Andrew Thompson |
Los peces
llevan en la tierra más de 400 millones de años. Los salmónidos casi 100
millones. Nosotros, los sapiens, algunos menos. Tal vez por eso me maravillan
las formas, los colores y los ojos de los peces, porque contemplo a un ser
ancestral y antiquísimo que sigue nadando, que no ha cambiado mucho. Un animal
que es además un remoto pariente nuestro dentro de la azarosa genealogía de los
seres vivos.
Para otros
peces la visión se ha convertido en un sentido secundario, pero para las
truchas los ojos siguen siendo, al igual que para nosotros, la ventana
principal para entender el mundo. Compartimos con ellas eso, la mirada "comprensiva". Por eso los pescadores de truchas estamos locos de atar, podemos
estar horas, días, años buscando el color preciso para fabricar el cuerpo de
una mosca o la iridisación exótica de una ninfa entre los millones de colores
que detectan nuestros ojos.
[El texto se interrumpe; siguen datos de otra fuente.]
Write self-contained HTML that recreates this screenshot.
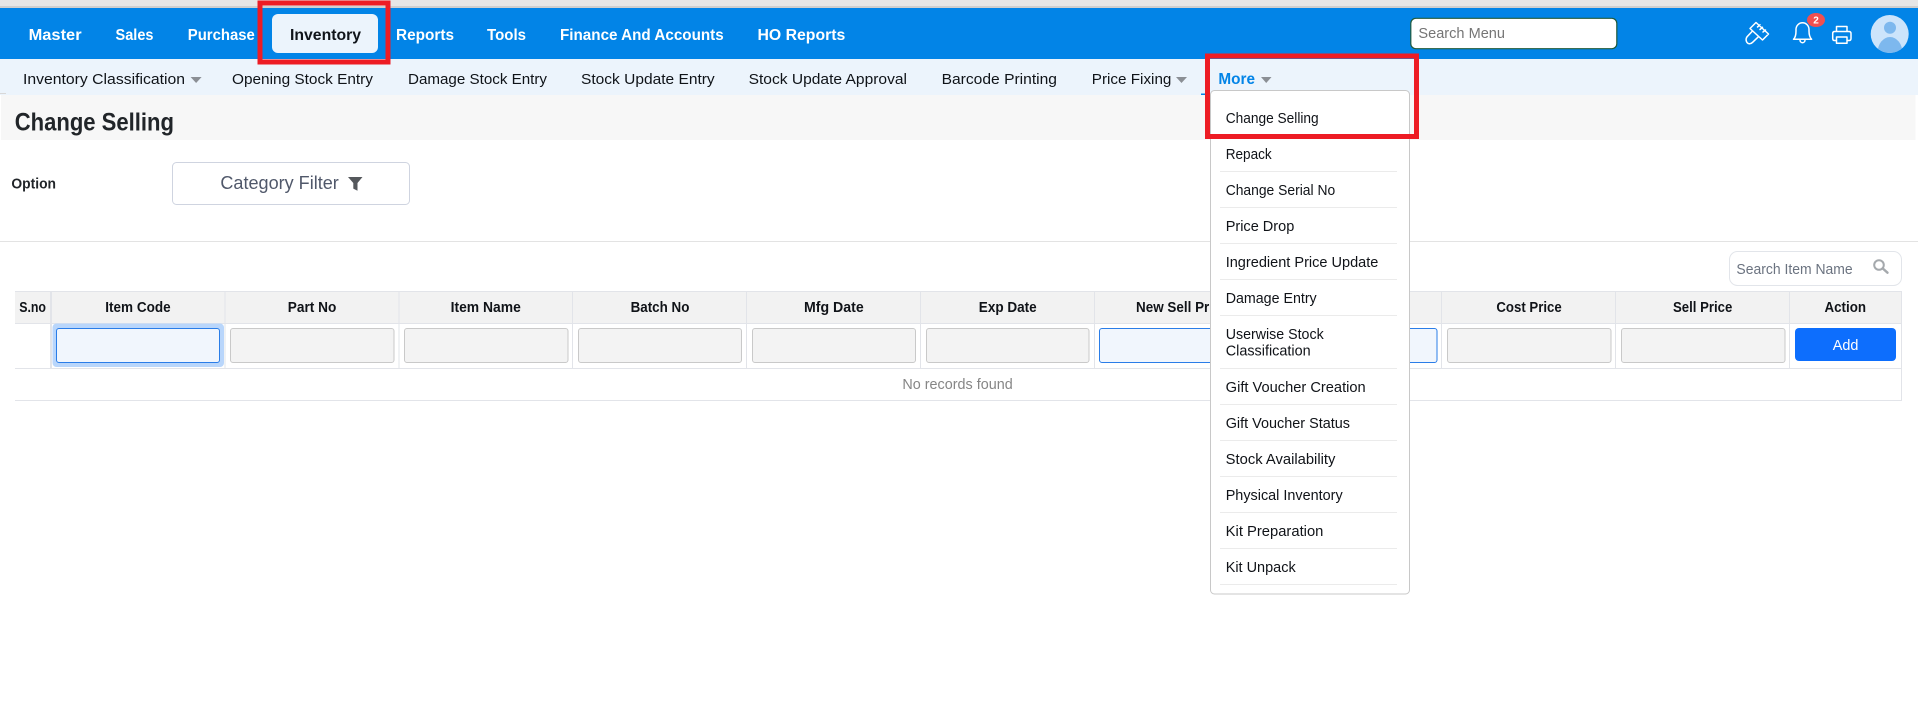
<!DOCTYPE html>
<html lang="en">
<head>
<meta charset="utf-8">
<title>Change Selling</title>
<style>
html,body{margin:0;padding:0;background:#fff;width:1918px;height:718px;overflow:hidden}
svg{display:block;font-family:"Liberation Sans",sans-serif}
.nav{font-size:16px;font-weight:700;fill:#fff}
.sub{font-size:15px;fill:#0f1318}
.th{font-size:14.5px;font-weight:700;fill:#101318}
.dd{font-size:14.5px;fill:#101318}
.inp{fill:#f3f3f3;stroke:#c9c9c9;stroke-width:1}
.blue{fill:#f1f6fd;stroke:#2a7de8;stroke-width:1}
.caret{fill:#8b8f95}
.sep{stroke:#ebebeb;stroke-width:1}
.grid{stroke:#e2e4e9;stroke-width:1}
.ic{fill:none;stroke:#fff;stroke-width:1.5;stroke-linejoin:round;stroke-linecap:round}
</style>
</head>
<body>
<svg width="1918" height="718" viewBox="0 0 1918 718" xmlns="http://www.w3.org/2000/svg">
<!-- browser strip -->
<rect x="0" y="0" width="1918" height="6" fill="#e6e6e6"/>
<rect x="0" y="6" width="1918" height="2" fill="#cfcfcf"/>
<!-- main nav -->
<rect x="0" y="8" width="1918" height="51" fill="#0284e7"/>
<rect x="272" y="14" width="106" height="39" rx="6" fill="#ecf4fc"/>
<text class="nav" x="28.6" y="40" textLength="53" lengthAdjust="spacingAndGlyphs">Master</text>
<text class="nav" x="115.5" y="40" textLength="38" lengthAdjust="spacingAndGlyphs">Sales</text>
<text class="nav" x="187.8" y="40" textLength="67" lengthAdjust="spacingAndGlyphs">Purchase</text>
<text class="nav" x="290" y="40" textLength="71" lengthAdjust="spacingAndGlyphs" style="fill:#10141a">Inventory</text>
<text class="nav" x="396" y="40" textLength="58" lengthAdjust="spacingAndGlyphs">Reports</text>
<text class="nav" x="487" y="40" textLength="39" lengthAdjust="spacingAndGlyphs">Tools</text>
<text class="nav" x="560" y="40" textLength="163.7" lengthAdjust="spacingAndGlyphs">Finance And Accounts</text>
<text class="nav" x="757.5" y="40" textLength="87.8" lengthAdjust="spacingAndGlyphs">HO Reports</text>
<!-- search menu -->
<rect x="1410.8" y="18.3" width="206" height="30.4" rx="5" fill="#fff" stroke="#1f5a3c" stroke-width="1.2"/>
<text x="1418.4" y="38" font-size="14.5" fill="#757575" textLength="86.6" lengthAdjust="spacingAndGlyphs">Search Menu</text>
<!-- brush -->
<path class="ic" d="M1756 22.5 L1768.5 34 L1762.5 40 L1750 28.5 Z M1752.5 31 L1747 36.8 Q1745.6 38.8 1746.3 41 Q1747 43.3 1749 43.7 Q1751 44 1752.6 42.3 L1758.6 36.6 M1757.5 27 L1760 24.8 M1760 29.5 L1762.5 27.3 M1763 32 L1765.5 30" stroke-width="1.3"/>
<!-- bell -->
<path class="ic" d="M1793.5 39.3 C1795.6 37.3 1796 34.5 1796 31 V29.5 A6.5 6.7 0 0 1 1809 29.5 V31 C1809 34.5 1809.6 37.3 1811.6 39.3 Z M1800 40 A2.5 2.7 0 0 0 1805 40"/>
<ellipse cx="1816" cy="20" rx="9" ry="7" fill="#f04f50"/>
<text x="1816" y="23.5" font-size="10" font-weight="700" fill="#fff" text-anchor="middle">2</text>
<!-- printer -->
<path class="ic" d="M1836.5 31 V26.5 H1847 V31 M1836 40.5 H1834.5 Q1832.7 40.5 1832.7 38.5 V33.5 Q1832.7 31.5 1834.5 31.5 H1849 Q1851 31.5 1851 33.5 V38.5 Q1851 40.5 1849 40.5 H1847.5 M1836.5 37 H1847 V43.2 H1836.5 Z"/>
<!-- avatar -->
<clipPath id="av"><circle cx="1889.7" cy="34" r="19"/></clipPath>
<circle cx="1889.7" cy="34" r="19" fill="#cce4fb"/>
<g clip-path="url(#av)">
<circle cx="1890" cy="27.7" r="6" fill="#7db8ee"/>
<ellipse cx="1890" cy="53" rx="12.5" ry="16" fill="#7db8ee"/>
</g>
<!-- subnav -->
<rect x="0" y="59" width="1918" height="36" fill="#ecf4fc"/>
<rect x="0" y="93" width="6" height="1" fill="#d8d8d8"/>
<text class="sub" x="23" y="84" textLength="162" lengthAdjust="spacingAndGlyphs">Inventory Classification</text>
<path class="caret" d="M190.6 77 H201.6 L196.1 83 Z"/>
<text class="sub" x="232" y="84" textLength="141" lengthAdjust="spacingAndGlyphs">Opening Stock Entry</text>
<text class="sub" x="408" y="84" textLength="139" lengthAdjust="spacingAndGlyphs">Damage Stock Entry</text>
<text class="sub" x="581" y="84" textLength="133.7" lengthAdjust="spacingAndGlyphs">Stock Update Entry</text>
<text class="sub" x="748.6" y="84" textLength="158.4" lengthAdjust="spacingAndGlyphs">Stock Update Approval</text>
<text class="sub" x="941.6" y="84" textLength="115.4" lengthAdjust="spacingAndGlyphs">Barcode Printing</text>
<text class="sub" x="1091.8" y="84" textLength="79.6" lengthAdjust="spacingAndGlyphs">Price Fixing</text>
<path class="caret" d="M1176 77 H1187 L1181.5 83 Z"/>
<text x="1218.4" y="84" font-size="15.5" font-weight="700" fill="#0284e7" textLength="36.6" lengthAdjust="spacingAndGlyphs">More</text>
<path class="caret" d="M1261 77 H1271.5 L1266.2 83 Z"/>
<rect x="1201" y="93.5" width="9" height="1.5" fill="#0284e7"/>
<!-- title bar -->
<rect x="1" y="95" width="1914.5" height="45" fill="#f7f7f7"/>
<text x="14.7" y="130.5" font-size="25" font-weight="700" fill="#212529" textLength="159.3" lengthAdjust="spacingAndGlyphs">Change Selling</text>
<!-- option row -->
<text x="11.4" y="188.5" font-size="14.5" font-weight="700" fill="#212529" textLength="44.6" lengthAdjust="spacingAndGlyphs">Option</text>
<rect x="172.5" y="162.5" width="237" height="42" rx="4" fill="#fff" stroke="#cfd4e0" stroke-width="1"/>
<text x="220.4" y="189" font-size="18" fill="#50586a" textLength="118.4" lengthAdjust="spacingAndGlyphs">Category Filter</text>
<path d="M348 177 H362.5 L357.5 183 V190.7 L353.3 188.6 V183 Z" fill="#55585c"/>
<!-- divider -->
<rect x="0" y="241" width="1918" height="1" fill="#e3e3e3"/>
<!-- item search -->
<rect x="1729.5" y="251.5" width="172" height="34" rx="8" fill="#fff" stroke="#e2e5ea" stroke-width="1"/>
<text x="1736.4" y="274" font-size="14.5" fill="#6b7380" textLength="116.3" lengthAdjust="spacingAndGlyphs">Search Item Name</text>
<circle cx="1879" cy="265" r="4.8" fill="none" stroke="#a5a9ad" stroke-width="2"/>
<path d="M1882.8 268.5 L1887.5 272.7" stroke="#a5a9ad" stroke-width="2.4" stroke-linecap="round"/>
<!-- table -->
<rect x="15" y="291" width="1886.7" height="32.3" fill="#f2f2f2"/>
<path class="grid" d="M15 291.5 H1901.7 M15 323.5 H1901.7 M15 368.5 H1901.7 M15 400.5 H1901.7 M1901.5 291 V401"/>
<path class="grid" d="M50.5 291 V368 M51.5 291 V368 M225 291 V368 M399 291 V368 M572.5 291 V368 M746.5 291 V368 M920.5 291 V368 M1094.5 291 V368 M1268 291 V368 M1441.5 291 V368 M1615.5 291 V368 M1789.5 291 V368"/>
<text class="th" x="19.2" y="312" textLength="26.8" lengthAdjust="spacingAndGlyphs">S.no</text>
<text class="th" x="105.3" y="312" textLength="65.3" lengthAdjust="spacingAndGlyphs">Item Code</text>
<text class="th" x="287.8" y="312" textLength="48.5" lengthAdjust="spacingAndGlyphs">Part No</text>
<text class="th" x="450.6" y="312" textLength="70.2" lengthAdjust="spacingAndGlyphs">Item Name</text>
<text class="th" x="630.6" y="312" textLength="58.8" lengthAdjust="spacingAndGlyphs">Batch No</text>
<text class="th" x="804" y="312" textLength="59.7" lengthAdjust="spacingAndGlyphs">Mfg Date</text>
<text class="th" x="978.8" y="312" textLength="57.9" lengthAdjust="spacingAndGlyphs">Exp Date</text>
<text class="th" x="1136" y="312" textLength="92" lengthAdjust="spacingAndGlyphs">New Sell Price</text>
<text class="th" x="1496.4" y="312" textLength="65.3" lengthAdjust="spacingAndGlyphs">Cost Price</text>
<text class="th" x="1673" y="312" textLength="59.3" lengthAdjust="spacingAndGlyphs">Sell Price</text>
<text class="th" x="1824.5" y="312" textLength="41.5" lengthAdjust="spacingAndGlyphs">Action</text>
<!-- inputs -->
<rect x="52.5" y="323.5" width="171.5" height="43.5" rx="4" fill="#b9d6fb"/>
<rect class="blue" x="56.5" y="328.5" width="163" height="34" rx="2.5"/>
<rect class="inp" x="230.5" y="328.5" width="163.5" height="34" rx="2.5"/>
<rect class="inp" x="404.5" y="328.5" width="163.5" height="34" rx="2.5"/>
<rect class="inp" x="578.5" y="328.5" width="163" height="34" rx="2.5"/>
<rect class="inp" x="752.5" y="328.5" width="163" height="34" rx="2.5"/>
<rect class="inp" x="926.5" y="328.5" width="162.5" height="34" rx="2.5"/>
<rect class="blue" x="1099.5" y="328.5" width="163.5" height="34" rx="2.5"/>
<rect class="blue" x="1273.5" y="328.5" width="163.5" height="34" rx="2.5"/>
<rect class="inp" x="1447.5" y="328.5" width="163.5" height="34" rx="2.5"/>
<rect class="inp" x="1621.5" y="328.5" width="163.5" height="34" rx="2.5"/>
<rect x="1795" y="328" width="101" height="33" rx="4" fill="#0d6efd"/>
<text x="1832.7" y="350" font-size="14.5" fill="#fff" textLength="25.7" lengthAdjust="spacingAndGlyphs">Add</text>
<text x="902.4" y="389" font-size="14.5" fill="#868686" textLength="110.3" lengthAdjust="spacingAndGlyphs">No records found</text>
<!-- dropdown -->
<rect x="1210.5" y="90.5" width="199" height="503.5" rx="4" fill="#fff" stroke="#c8c8c8" stroke-width="1"/>
<path class="sep" d="M1220 135.5 H1397 M1220 171.5 H1397 M1220 207.5 H1397 M1220 243.5 H1397 M1220 279.5 H1397 M1220 315.5 H1397 M1220 368.5 H1397 M1220 404.5 H1397 M1220 440.5 H1397 M1220 476.5 H1397 M1220 512.5 H1397 M1220 548.5 H1397 M1220 584.5 H1397"/>
<text class="dd" x="1225.7" y="123" textLength="93" lengthAdjust="spacingAndGlyphs">Change Selling</text>
<text class="dd" x="1225.7" y="159" textLength="46" lengthAdjust="spacingAndGlyphs">Repack</text>
<text class="dd" x="1225.7" y="195" textLength="109.5" lengthAdjust="spacingAndGlyphs">Change Serial No</text>
<text class="dd" x="1225.7" y="231" textLength="68.6" lengthAdjust="spacingAndGlyphs">Price Drop</text>
<text class="dd" x="1225.7" y="267" textLength="152.7" lengthAdjust="spacingAndGlyphs">Ingredient Price Update</text>
<text class="dd" x="1225.7" y="303" textLength="91" lengthAdjust="spacingAndGlyphs">Damage Entry</text>
<text class="dd" x="1225.7" y="339" textLength="98" lengthAdjust="spacingAndGlyphs">Userwise Stock</text>
<text class="dd" x="1225.7" y="355.5" textLength="85" lengthAdjust="spacingAndGlyphs">Classification</text>
<text class="dd" x="1225.7" y="392" textLength="140" lengthAdjust="spacingAndGlyphs">Gift Voucher Creation</text>
<text class="dd" x="1225.7" y="428" textLength="124.3" lengthAdjust="spacingAndGlyphs">Gift Voucher Status</text>
<text class="dd" x="1225.7" y="464" textLength="109.7" lengthAdjust="spacingAndGlyphs">Stock Availability</text>
<text class="dd" x="1225.7" y="500" textLength="117" lengthAdjust="spacingAndGlyphs">Physical Inventory</text>
<text class="dd" x="1225.7" y="536" textLength="97.7" lengthAdjust="spacingAndGlyphs">Kit Preparation</text>
<text class="dd" x="1225.7" y="572" textLength="70" lengthAdjust="spacingAndGlyphs">Kit Unpack</text>
<!-- red highlights -->
<rect x="260" y="3" width="128" height="59" fill="none" stroke="#ed1c24" stroke-width="5"/>
<rect x="1207.5" y="56" width="209" height="80.5" fill="none" stroke="#ed1c24" stroke-width="5"/>
</svg>
</body>
</html>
Que se lo digan si no al señor Gütermann y todos los acólitos de su secta.
Tal vez por
eso me gusta tanto desde niño bucear en el mar o en los ríos de aguas
transparentes, para jugar y sentirme de alguna forma pez, para mirar el agua desde el
universo que ellos habitan. O porque una vez nosotros también flotamos
ingrávidos en el agua templada. O porque nuestro cuerpo es casi todo de agua. O
porque nuestros remotísimos antepasados eran también peces. No lo sé.
Cuando fabrico
una mosca nueva la coloco en la película de agua de un recipiente lleno que
tiene el fondo bien pulido. Intento mirar, ver como es ese señuelo desde abajo, desde
el fondo del río y siempre parece muy distinto. Ya sé que no es lo mismo, ni
las truchas ven o miran como lo hacen nuestros ojos, pero al mirar así la mosca
tocando ese cielo de plata atisbo a entender que a veces no sirve mirar con
ojos humanos las cosas, los ríos, el sentido de todo.